San Bernardino County also surveyed the homeless population in 2019 and noticed an increase.
“Redlands had a total of 183 homeless individuals, including 141 unsheltered individuals. This is up from 143 homeless individuals – 136 unsheltered – in the 2018 survey,” said Redland Public Information Officer Carl Baker.
“There are multiple areas throughout the city where the homeless [people] will be observed,” said Baker. “These include city parks, encampments in the orange groves, abandoned homes and buildings, and standing in front of businesses. Usually, during the day, the homeless population tends to find locations … where they won’t be bothered by police and at night.”
According to Baker, the city has received about $600,000 from the Homeless Emergency Aid Program (HEAP) to address the situation. Part of the money is shared with the Redlands Police Department, who hire community outreach coordinators to reach out to local homeless people. Other recipients of the grant money include the Family Service Association of Redlands and Inland Housing Solutions, who provide services such as motel vouchers and rapid rehousing.

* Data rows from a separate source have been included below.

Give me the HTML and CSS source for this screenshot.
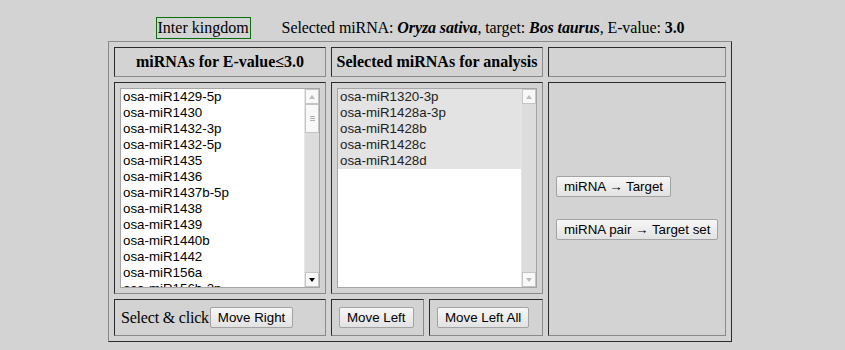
FILE: index.html
```html
<!DOCTYPE html>
<html>
<head>
<meta charset="utf-8">
<title>miRNA selection</title>
<link rel="stylesheet" href="styles.css">
</head>
<body>
<div class="page">
  <div class="title">
    <span class="kingdom">Inter kingdom</span>
    <span class="sel">Selected miRNA: <b><i>Oryza sativa</i></b>, target: <b><i>Bos taurus</i></b>, E-value: <b>3.0</b></span>
  </div>
  <div class="panel">
    <div class="cell head c1">miRNAs for E-value≤3.0</div>
    <div class="cell head c2">Selected miRNAs for analysis</div>
    <div class="cell head c3"></div>

    <div class="cell list c1">
      <div class="listbox">
        <div class="items">
          <div class="opt">osa-miR1429-5p</div>
          <div class="opt">osa-miR1430</div>
          <div class="opt">osa-miR1432-3p</div>
          <div class="opt">osa-miR1432-5p</div>
          <div class="opt">osa-miR1435</div>
          <div class="opt">osa-miR1436</div>
          <div class="opt">osa-miR1437b-5p</div>
          <div class="opt">osa-miR1438</div>
          <div class="opt">osa-miR1439</div>
          <div class="opt">osa-miR1440b</div>
          <div class="opt">osa-miR1442</div>
          <div class="opt">osa-miR156a</div>
          <div class="opt">osa-miR156b-3p</div>
        </div>
        <div class="sbar">
          <div class="sbtn"><span class="tri up off"></span></div>
          <div class="thumb"><span class="grip"></span></div>
          <div class="track"></div>
          <div class="sbtn"><span class="tri down"></span></div>
        </div>
      </div>
    </div>

    <div class="cell list c2">
      <div class="listbox">
        <div class="items">
          <div class="opt chosen">osa-miR1320-3p</div>
          <div class="opt chosen">osa-miR1428a-3p</div>
          <div class="opt chosen">osa-miR1428b</div>
          <div class="opt chosen">osa-miR1428c</div>
          <div class="opt chosen">osa-miR1428d</div>
        </div>
        <div class="sbar">
          <div class="sbtn"><span class="tri up off"></span></div>
          <div class="track"></div>
          <div class="sbtn"><span class="tri down off"></span></div>
        </div>
      </div>
    </div>

    <div class="cell actions c3">
      <button class="btn">miRNA → Target</button>
      <button class="btn">miRNA pair → Target set</button>
    </div>

    <div class="cell bottom c1"><span class="label">Select &amp; click</span><button class="btn">Move Right</button></div>
    <div class="cell bottom c2a"><button class="btn">Move Left</button></div>
    <div class="cell bottom c2b"><button class="btn">Move Left All</button></div>
  </div>
</div>
</body>
</html>
```

FILE: styles.css
```css
html, body {
  background: #d3d3d3;
}
body {
  margin: 8px;
  font-family: "Liberation Serif", "Times New Roman", serif;
  font-size: 16px;
  color: #000;
}
.page {
  margin-left: 100px;
  width: 624px;
}
.title {
  display: flex;
  justify-content: center;
  align-items: baseline;
  padding-top: 9px;
  margin-bottom: 2px;
  line-height: 18px;
}
.kingdom {
  display: inline-block;
  border: 1px solid #0a6e0a;
  padding: 1px 1px;
  margin-right: 31px;
}
.sel {
  letter-spacing: -0.1px;
}
.panel {
  display: grid;
  grid-template-columns: 212px 93px 114px 178px;
  grid-template-rows: 30px 212px 37px;
  gap: 5px;
  padding: 5px;
  border: 1px solid;
  border-color: #8a8a8a #2a2a2a #2a2a2a #8a8a8a;
}
.cell {
  box-sizing: border-box;
  border: 1px solid;
  border-color: #2a2a2a #8a8a8a #8a8a8a #2a2a2a;
}
.c1 { grid-column: 1; }
.c2 { grid-column: 2 / 4; }
.c2a { grid-column: 2; }
.c2b { grid-column: 3; }
.c3 { grid-column: 4; }
.head {
  display: flex;
  align-items: center;
  justify-content: center;
  font-weight: bold;
}
.list {
  padding: 5px;
}
.listbox {
  box-sizing: border-box;
  width: 200px;
  height: 200px;
  border: 1px solid #a5a5a5;
  background: #fff;
  display: flex;
}
.items {
  flex: 1;
  overflow: hidden;
  font-family: "Liberation Sans", Arial, sans-serif;
  font-size: 13.33px;
  line-height: 15px;
}
.opt {
  padding: 0 2px 1px;
  white-space: nowrap;
  color: #000;
}
.opt.chosen {
  background: #e3e3e3;
  color: #222;
}
.sbar {
  width: 15px;
  display: flex;
  flex-direction: column;
  background: #dcdcdc;
  border-left: 1px solid #e6e6e6;
  box-sizing: border-box;
}
.sbtn {
  height: 15px;
  box-sizing: border-box;
  border: 1px solid #c4c4c4;
  background: #f8f8f8;
  display: flex;
  align-items: center;
  justify-content: center;
}
.thumb {
  height: 29px;
  box-sizing: border-box;
  border: 1px solid #c4c4c4;
  background: #f8f8f8;
  display: flex;
  align-items: center;
  justify-content: center;
}
.grip {
  width: 5px;
  height: 5px;
  border-top: 1px solid #b0b0b0;
  border-bottom: 1px solid #b0b0b0;
  box-sizing: border-box;
  background: linear-gradient(#b0b0b0, #b0b0b0) center / 100% 1px no-repeat;
}
.track {
  flex: 1;
}
.tri {
  width: 0;
  height: 0;
  border-left: 3px solid transparent;
  border-right: 3px solid transparent;
}
.tri.up { border-bottom: 4px solid #000; }
.tri.down { border-top: 4px solid #000; }
.tri.up.off { border-bottom-color: #bcbcbc; }
.tri.down.off { border-top-color: #bcbcbc; }
.actions {
  grid-row: 2 / 4;
  display: flex;
  flex-direction: column;
  justify-content: center;
  align-items: flex-start;
  gap: 22px;
  padding-left: 7px;
  padding-bottom: 2px;
}
.bottom {
  display: flex;
  align-items: center;
  padding-left: 6px;
}
.c2a, .c2b {
  padding-left: 7px;
}
.label {
  letter-spacing: -0.2px;
  margin-right: 1px;
}
.btn {
  height: 21px;
  margin: 0;
  padding: 0 7px;
  font-family: "Liberation Sans", Arial, sans-serif;
  font-size: 13.33px;
  color: #000;
  border: 1px solid #a3a3a3;
  border-radius: 2px;
  background: linear-gradient(#f7f7f7, #e2e2e2);
}
```
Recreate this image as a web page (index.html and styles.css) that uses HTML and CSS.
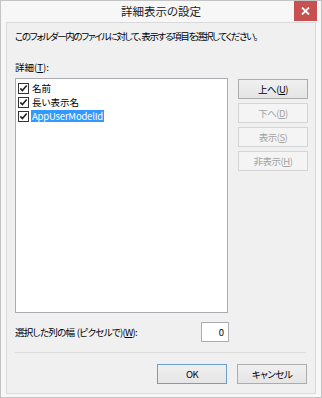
FILE: index.html
```html
<!DOCTYPE html>
<html lang="ja">
<head>
    <meta charset="UTF-8">
    <title>詳細表示の設定</title>
    <link rel="stylesheet" href="styles.css">
</head>
<body>
    <div class="window">
        <div class="titlebar">
            <span></span>
            <div class="title">詳細表示の設定</div>
            <div class="close">
                <svg width="9" height="8" viewBox="0 0 9 8">
                    <path d="M1 0.5 L8 7.5 M8 0.5 L1 7.5" stroke="#fff" stroke-width="1.8"/>
                </svg>
            </div>
        </div>
        <div class="client">
            <p class="desc">このフォルダー内のファイルに対して、表示する項目を選択してください。</p>
            <div class="label">詳細(<u>T</u>):</div>
            <div class="main">
                <div class="listbox">
                    <div class="item">
                        <svg class="check" width="11" height="11" viewBox="0 0 11 11">
                            <rect x="0.5" y="0.5" width="10" height="10" fill="#fff" stroke="#333"/>
                            <path d="M2.3 5.4 L4.4 7.6 L8.7 2.6" fill="none" stroke="#222" stroke-width="1.6"/>
                        </svg>
                        <span class="item-text">名前</span>
                    </div>
                    <div class="item">
                        <svg class="check" width="11" height="11" viewBox="0 0 11 11">
                            <rect x="0.5" y="0.5" width="10" height="10" fill="#fff" stroke="#333"/>
                            <path d="M2.3 5.4 L4.4 7.6 L8.7 2.6" fill="none" stroke="#222" stroke-width="1.6"/>
                        </svg>
                        <span class="item-text">長い表示名</span>
                    </div>
                    <div class="item">
                        <svg class="check" width="11" height="11" viewBox="0 0 11 11">
                            <rect x="0.5" y="0.5" width="10" height="10" fill="#fff" stroke="#333"/>
                            <path d="M2.3 5.4 L4.4 7.6 L8.7 2.6" fill="none" stroke="#222" stroke-width="1.6"/>
                        </svg>
                        <span class="item-text selected">AppUserModelId</span>
                    </div>
                </div>
                <div class="side-buttons">
                    <button class="btn">上へ(<u>U</u>)</button>
                    <button class="btn" disabled>下へ(<u>D</u>)</button>
                    <button class="btn" disabled>表示(<u>S</u>)</button>
                    <button class="btn" disabled>非表示(<u>H</u>)</button>
                </div>
            </div>
            <div class="width-row">
                <span class="width-label">選択した列の幅 (ピクセルで)(<u>W</u>):</span>
                <input class="width-input" type="text" value="0">
            </div>
            <div class="separator"></div>
            <div class="footer-buttons">
                <button class="btn default">OK</button>
                <button class="btn">キャンセル</button>
            </div>
        </div>
    </div>
</body>
</html>
```

FILE: styles.css
```css
body {
    margin: 0;
    padding: 0;
    background-color: #ffffff;
    font-family: "Noto Sans CJK JP", "Noto Sans", sans-serif;
    font-feature-settings: "palt";
    font-size: 9.5px;
    color: #000;
}
.window {
    width: 322px;
    height: 398px;
    box-sizing: border-box;
    border: 1px solid #c4c4c4;
    background-color: #f7f7f7;
    display: flex;
    flex-direction: column;
}
.titlebar {
    height: 21px;
    display: grid;
    grid-template-columns: 1fr auto 1fr;
    align-items: start;
}
.title {
    font-size: 11.5px;
    line-height: 21px;
    color: #222;
}
.close {
    justify-self: end;
    margin-right: 4px;
    width: 23px;
    height: 20px;
    background-color: #c75050;
    display: flex;
    align-items: center;
    justify-content: center;
}
.client {
    flex: 1;
    margin: 0 5px 3px 5px;
    border: 1px solid #dadada;
    background-color: #f0f0f0;
    padding: 6px 7px 0 8px;
    display: flex;
    flex-direction: column;
}
.desc {
    margin: 0;
    line-height: 14px;
    letter-spacing: -1.35px;
}
.label {
    margin-top: 17px;
    line-height: 14px;
}
.main {
    margin-top: 4px;
    display: flex;
    gap: 10px;
}
.listbox {
    width: 213px;
    height: 235px;
    box-sizing: border-box;
    border: 1px solid #abadb3;
    background-color: #fff;
    padding: 2px 0 0 1px;
}
.item {
    height: 14px;
    display: flex;
    align-items: center;
}
.check {
    margin-left: 1px;
    margin-right: 2px;
}
.item-text {
    line-height: 12px;
    padding: 0 1px;
}
.selected {
    background-color: #3399ff;
    color: #fff;
    letter-spacing: -0.2px;
}
.side-buttons {
    margin-top: 1px;
    display: flex;
    flex-direction: column;
    gap: 4px;
}
.btn {
    width: 70px;
    height: 20px;
    box-sizing: border-box;
    padding: 0;
    border: 1px solid #acacac;
    background: linear-gradient(#f0f0f0, #e5e5e5);
    font-family: inherit;
    font-feature-settings: "palt";
    font-size: 9.5px;
    letter-spacing: -0.5px;
    color: #000;
}
.btn:disabled {
    border-color: #d5d5d5;
    background: #f4f4f4;
    color: #a3a3a3;
}
.btn.default {
    border-color: #6a9fd0;
}
.width-row {
    margin-top: 9px;
    width: 214px;
    display: flex;
    justify-content: space-between;
    align-items: center;
}
.width-label {
    letter-spacing: -0.7px;
    word-spacing: 1px;
}
.width-input {
    width: 28px;
    height: 20px;
    box-sizing: border-box;
    border: 1px solid #abadb3;
    padding: 0 4px 0 0;
    text-align: right;
    font-family: inherit;
    font-size: 9.5px;
}
.separator {
    margin-top: 10px;
    margin-right: 2px;
    height: 1px;
    background-color: #dcdcdc;
}
.footer-buttons {
    margin-top: 11px;
    margin-right: 1px;
    display: flex;
    justify-content: flex-end;
    gap: 10px;
}
```
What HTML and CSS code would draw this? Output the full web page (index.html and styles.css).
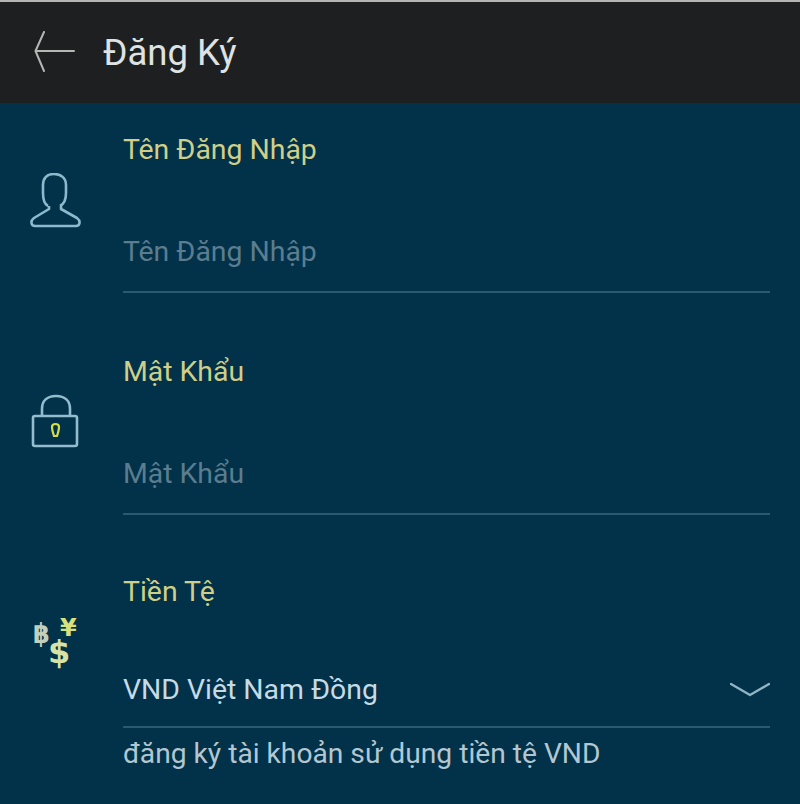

“The City of Redlands also participates in quarterly meetings with the San Bernardino County Office of Homeless Services, Interagency Council on Homelessness (ICH) and Homeless Partnership Network (HPN) in an effort to develop regional solutions to address the issue. Ultimately, long-term solutions need to be addressed at a regional, state and federal level,” said Baker.
Increased Demand Results in Increased Rent
The Inland Empire used to be known as a place where it was cheap to live. But as more people move in from Orange and Los Angeles counties, rents increase. This puts even more pressure on the local residents, driving some of them onto the streets. According to the Bureau of Labor Statistics, the Inland Empire saw a 4.4% rise in rent in 2019.
With these social factors driving the problem, Inland Empire residents are now finding homelessness harder to ignore. The issues are now in their faces as they see more people sleeping on the streets. The Riverside County Board of Supervisors created a Homeless Ad Hoc Committee to coordinate and address statewide resources. IE residents have discovered that homelessness is not just an LA problem; it’s literally on their doorstep.